While memory limits can vary slightly from person to person, recent studies show that our average working memory capacity (working memory is what’s used in mental tasks) is only three to five items. Anything more than that is bound to fall out of your brain.
“If we rely on our memory, we’ll stop at every step of the task and think, ‘What am I supposed to do next?’” explains Dr. Gratias, “Those stops are opportunities to get distracted, get off track, or miss a step.”
So, put simply, breaking a larger project down into smaller to-dos helps us easily identify what step we should take next.
There’s one more important note to make about this: This process shouldn’t happen mentally (because, in case you already forgot, your memory isn’t all that great).

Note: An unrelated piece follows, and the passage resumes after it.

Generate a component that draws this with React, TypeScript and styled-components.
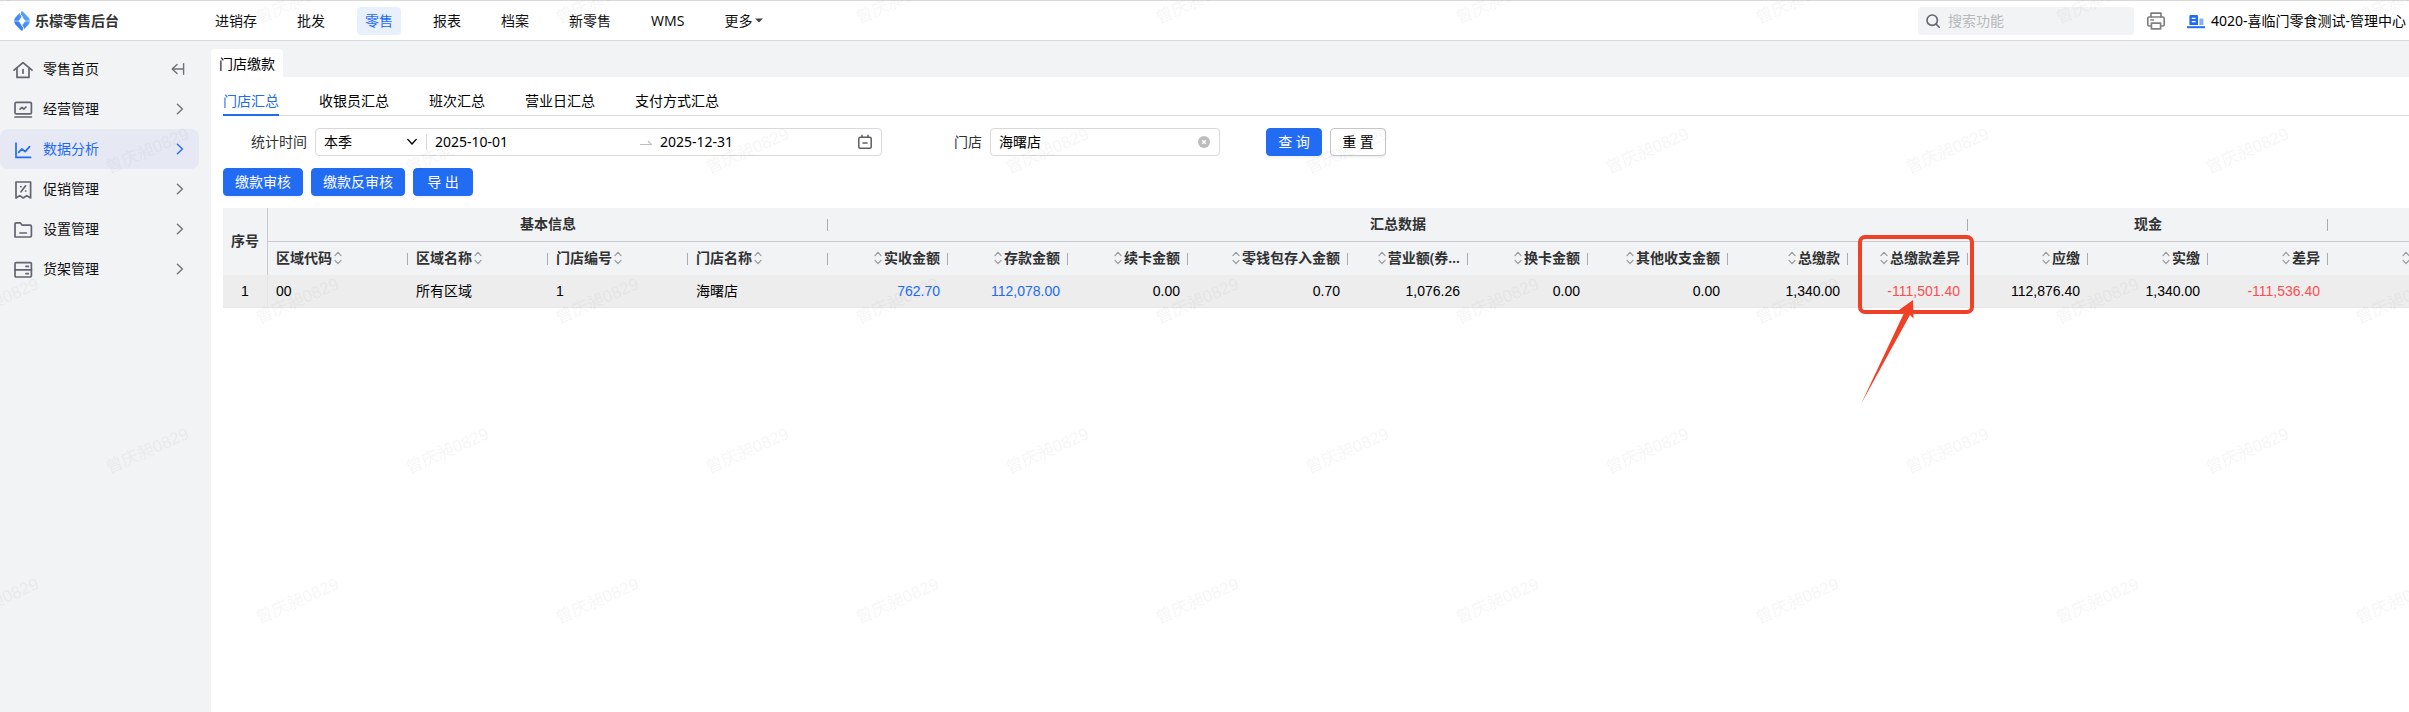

These individual steps should be physically written down on your task list or in a checklist on a Trello card, for example. You can refer back to that as your roadmap for your project when you can’t remember what comes next.
You have a major project on your plate—for example, you’re spearheading the launch of an entirely new website for your organization.
At first glance, your goal seems simple: get the new website ready. But, in reality, that’s a pretty vague objective. What qualifies as “ready”? When does it need to go live? How will you make this happen? Getting the entire website completed provides very little direction.
This is precisely why specificity is one of the core elements of the Goal-Setting Theory, established by psychologist Edwin Locke in the late 1960s.
In an article about the Goal-Setting Theory published in the Oxford Research Encyclopedia of Psychology, author and professor of Organizational Effectiveness, Gary Latham, cites four main reasons why specific goals are so powerful:
Specific goals force us to make a choice to pursue them—and, as a result, exclude anything that’s irrelevant. This increases our focus, as well as our sense of purpose in pursuing that goal.
Similarly, specific goals incite effort, which is another cornerstone of motivation.
Specific goals inspire us to be more persistent, as we have a clear idea of what success looks like.
Specific goals immediately get our wheels turning on the strategies necessary to attain them.
Of course, there’s plenty of other research that shows we tend to do better with specific goals. In just one study of 162 undergraduate students who were asked to perform a computerized hand-eye coordination test, researchers found a correlation between goal specificity and level of performance. They found that if one controlled for goal difficulty, setting specific personal goals resulted in higher levels of productivity.
So, how does all of this tie back to the concept of microproductivity?
Well, breaking a large project down to bite-sized tasks allows you to set far more specific milestones (i.e. “write the homepage copy by the end of this week”) and, as a result, keep you motivated and moving in the right direction.
Bigger projects can span weeks—sometimes even months or years. Can you think of anything more frustrating than investing all of that work into a task, only to discover at a much later date that you’re totally off track?
This is another reason why breaking down these large assignments into smaller parts is so crucial: You have the opportunity to receive feedback (which is another core tenet of the Goal-Setting Theory) and make adjustments when necessary.
It’s easy to think of feedback as demotivating, particularly when it’s harsh or constructive. However, science proves that feedback of any type—whether it’s positive or negative—inspires us to keep moving forward.
In a study of 157 participants who played a brain-training game, it was discovered that:
Negative feedback decreased feelings of competence, but still increased immediate game play.
Negative feedback motivated participants to repair their short-term performance.
Positive feedback fostered longer-term motivation in the participants.
So this shows that, perhaps surprisingly, both positive AND negative feedback are helpful in terms of making adjustments and staying committed to the task at hand. And, that’s something that you’ll be missing if you try to tackle an entire goal in one fell swoop.
“Breaking a large project down into smaller tasks allows you to get feedback, make course-corrections, and stay motivated toward the completion of it,” summarizes Dr. Gratias.
“As humans, we’re not excellent at delayed gratification,” says Dr. Gratias, “We like to see progress, and we like to see progress quickly and often.”
You’re probably familiar with that satisfied rush you get when you’re able to cross something off your to-do list. But, what’s happening in your brain when you check that box or scribble out that task? Well, your brain releases dopamine—a neurotransmitter that’s connected to feelings of pleasure and motivation.
Here’s the thing: You like the way that feels, so you’ll make your best attempt to repeat that success. It’s something that neuroscientists call “self-directed learning,” and it’s a big reason why splitting up large projects is so helpful.
By breaking those long-term assignments down, you open the door to experience more frequent rewards (and dopamine rushes!), which inspire you to keep taking steps forward.
“You’re wasting opportunities for an adrenaline rush by making a task too big,” shares Dr. Gratias, “We are working with our own desires for reward and feedback by breaking a large task down into its component parts.”
You know by now that productivity is personal—what works well for one person might backfire for another.
However, when it comes to feeling intimidated by large, daunting projects, the concept of segmenting that assignment into smaller goals is about as universally-helpful as a productivity tip can get.
“There are certain characteristics of how humans think and work that are common,” concludes Dr. Gratias, “Breaking down a large task is very useful for people who are feeling overwhelmed or are not making progress on their projects and tasks.”
The only thing left for you to do? Take that major project (you know, the one you’ve been continuously pushing to the back burner), split it up into individual tasks, and get to work. No, you might not eat that proverbial elephant all in one sitting. But, honestly, why would you want to?